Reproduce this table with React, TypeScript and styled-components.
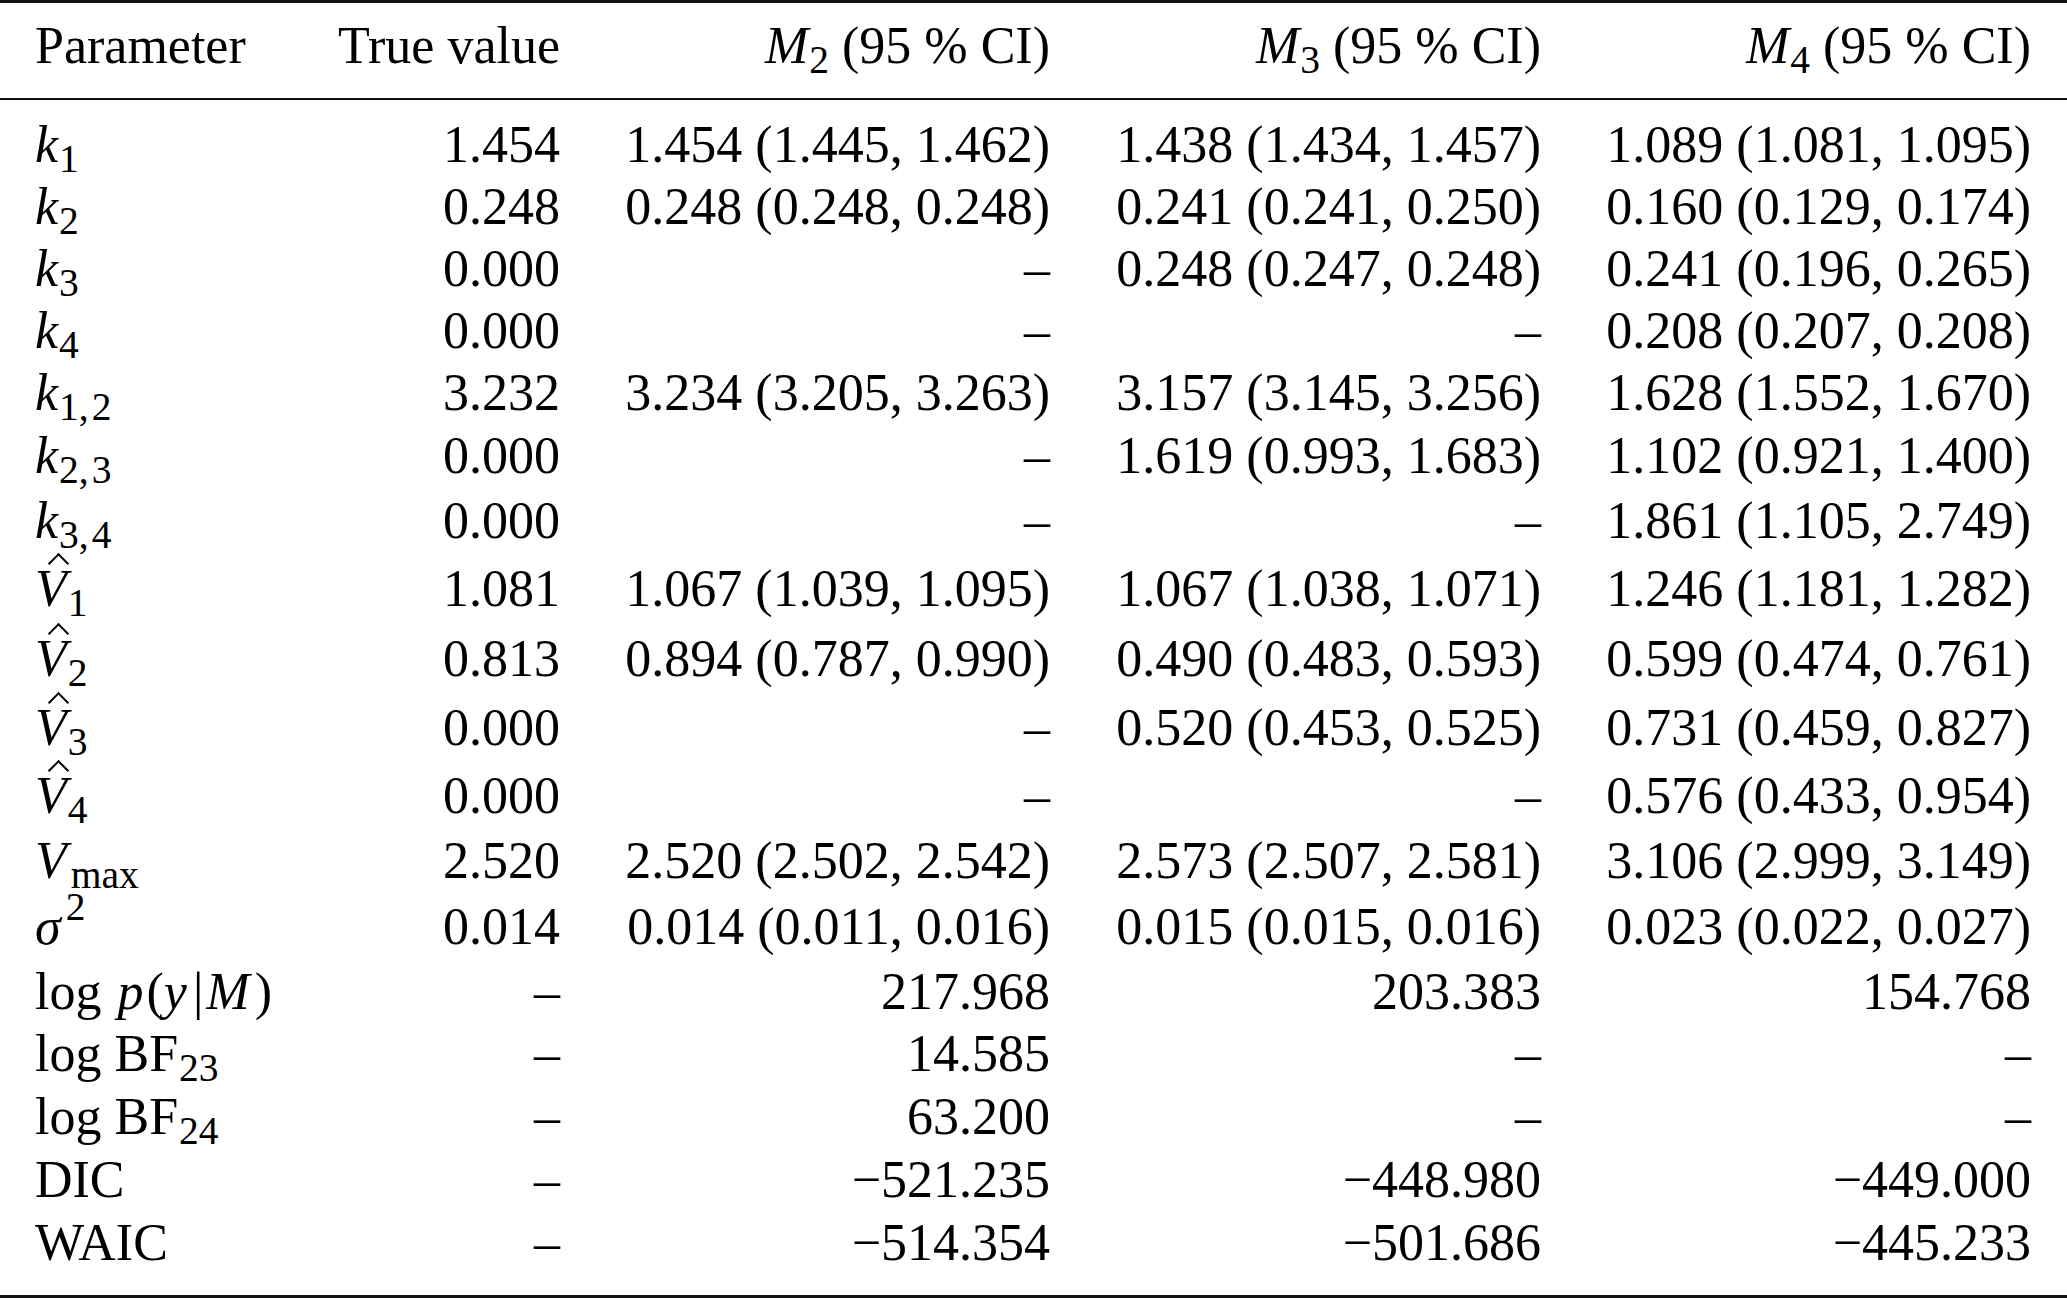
import React from "react";
import styled, { createGlobalStyle } from "styled-components";

const Global = createGlobalStyle`
  html, body { margin: 0; padding: 0; background: #ffffff; }
  body { width: 2067px; height: 1298px; overflow: hidden; }
`;

const Table = styled.div`
  width: 2067px;
  font-family: "Liberation Serif", "Times New Roman", serif;
  font-size: 52px;
  color: #000;
`;

const Rule = styled.div<{ $w: number }>`
  height: ${(p) => p.$w}px;
  background: #111;
`;

const Row = styled.div<{ $pt?: number; $pb?: number }>`
  display: grid;
  grid-template-columns: 255px 270px 490px 491px 490px;
  padding: ${(p) => p.$pt ?? 0}px 36px ${(p) => p.$pb ?? 0}px 35px;
  line-height: 62px;
  white-space: nowrap;
`;

const Body = styled.div`
  padding: 13.5px 0 21.5px;
`;

const Cell = styled.div<{ $left?: boolean }>`
  text-align: ${(p) => (p.$left ? "left" : "right")};
`;

const It = styled.span<{ $r?: number; $l?: number }>`
  font-style: italic;
  margin-right: ${(p) => p.$r ?? 0}px;
  margin-left: ${(p) => p.$l ?? 0}px;
`;

const Sub = styled.span<{ $l?: number }>`
  font-size: 0.76em;
  vertical-align: -0.26em;
  line-height: 0;
  margin-left: ${(p) => p.$l ?? 1}px;
`;

const Sup = styled.span`
  font-size: 0.76em;
  vertical-align: 0.6em;
  line-height: 0;
  margin-left: 5px;
`;

const HatBase = styled.span`
  position: relative;
  display: inline-block;
  font-style: italic;
`;

const Hat = styled.span`
  position: absolute;
  left: 16px;
  top: -2px;
  width: 13px;
  height: 13px;
  border-top: 2px solid #000;
  border-left: 2px solid #000;
  transform: rotate(45deg);
`;

const Gap = styled.span<{ $w: number }>`
  display: inline-block;
  width: ${(p) => p.$w}px;
`;

const Comma = styled.span`
  margin-right: 3px;
`;

const VHat = ({ n }: { n: string }) => (
  <>
    <HatBase>
      V
      <Hat />
    </HatBase>
    <Sub>{n}</Sub>
  </>
);

const K = ({ a, b }: { a: string; b?: string }) => (
  <>
    <It>k</It>
    <Sub>
      {a}
      {b && (
        <>
          <Comma>,</Comma>
          {b}
        </>
      )}
    </Sub>
  </>
);

const D = "–";

type R = { label: React.ReactNode; vals: string[]; pt?: number };

const rows: R[] = [
  { label: <K a="1" />, vals: ["1.454", "1.454 (1.445, 1.462)", "1.438 (1.434, 1.457)", "1.089 (1.081, 1.095)"] },
  { label: <K a="2" />, vals: ["0.248", "0.248 (0.248, 0.248)", "0.241 (0.241, 0.250)", "0.160 (0.129, 0.174)"] },
  { label: <K a="3" />, vals: ["0.000", D, "0.248 (0.247, 0.248)", "0.241 (0.196, 0.265)"] },
  { label: <K a="4" />, vals: ["0.000", D, D, "0.208 (0.207, 0.208)"] },
  { label: <K a="1" b="2" />, vals: ["3.232", "3.234 (3.205, 3.263)", "3.157 (3.145, 3.256)", "1.628 (1.552, 1.670)"] },
  { label: <K a="2" b="3" />, pt: 1, vals: ["0.000", D, "1.619 (0.993, 1.683)", "1.102 (0.921, 1.400)"] },
  { label: <K a="3" b="4" />, pt: 3, vals: ["0.000", D, D, "1.861 (1.105, 2.749)"] },
  { label: <VHat n="1" />, pt: 6, vals: ["1.081", "1.067 (1.039, 1.095)", "1.067 (1.038, 1.071)", "1.246 (1.181, 1.282)"] },
  { label: <VHat n="2" />, pt: 8, vals: ["0.813", "0.894 (0.787, 0.990)", "0.490 (0.483, 0.593)", "0.599 (0.474, 0.761)"] },
  { label: <VHat n="3" />, pt: 7, vals: ["0.000", D, "0.520 (0.453, 0.525)", "0.731 (0.459, 0.827)"] },
  { label: <VHat n="4" />, pt: 6, vals: ["0.000", D, D, "0.576 (0.433, 0.954)"] },
  {
    label: (
      <>
        <It>V</It>
        <Sub $l={4}>max</Sub>
      </>
    ),
    pt: 3,
    vals: ["2.520", "2.520 (2.502, 2.542)", "2.573 (2.507, 2.581)", "3.106 (2.999, 3.149)"],
  },
  {
    label: (
      <>
        <It>σ</It>
        <Sup>2</Sup>
      </>
    ),
    pt: 4,
    vals: ["0.014", "0.014 (0.011, 0.016)", "0.015 (0.015, 0.016)", "0.023 (0.022, 0.027)"],
  },
  {
    label: (
      <>
        log
        <Gap $w={16} />
        <It $r={3}>p</It>(<It $r={4}>y</It>
        <Gap $w={2} />|<Gap $w={3} />
        <It $r={5}>M</It>)
      </>
    ),
    pt: 3,
    vals: [D, "217.968", "203.383", "154.768"],
  },
  {
    label: (
      <>
        log BF<Sub>23</Sub>
      </>
    ),
    vals: [D, "14.585", D, D],
  },
  {
    label: (
      <>
        log BF<Sub>24</Sub>
      </>
    ),
    pt: 1,
    vals: [D, "63.200", D, D],
  },
  { label: "DIC", pt: 1, vals: [D, "−521.235", "−448.980", "−449.000"] },
  { label: "WAIC", pt: 1, vals: [D, "−514.354", "−501.686", "−445.233"] },
];

const ModelHead = ({ n }: { n: string }) => (
  <>
    <It>M</It>
    <Sub>{n}</Sub> (95 % CI)
  </>
);

export default function App() {
  return (
    <>
      <Global />
      <Table>
        <Rule $w={3} />
        <Row $pt={12} $pb={21}>
          <Cell $left>Parameter</Cell>
          <Cell>True value</Cell>
          <Cell>
            <ModelHead n="2" />
          </Cell>
          <Cell>
            <ModelHead n="3" />
          </Cell>
          <Cell>
            <ModelHead n="4" />
          </Cell>
        </Row>
        <Rule $w={2} />
        <Body>
          {rows.map((r, i) => (
            <Row key={i} $pt={r.pt}>
              <Cell $left>{r.label}</Cell>
              {r.vals.map((v, j) => (
                <Cell key={j}>{v}</Cell>
              ))}
            </Row>
          ))}
        </Body>
        <Rule $w={3} />
      </Table>
    </>
  );
}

__The request__
Pull out all lines in the data above that include "components".

__Solution__
Reproduce this table with React, TypeScript and styled-components.
import styled, { createGlobalStyle } from "styled-components";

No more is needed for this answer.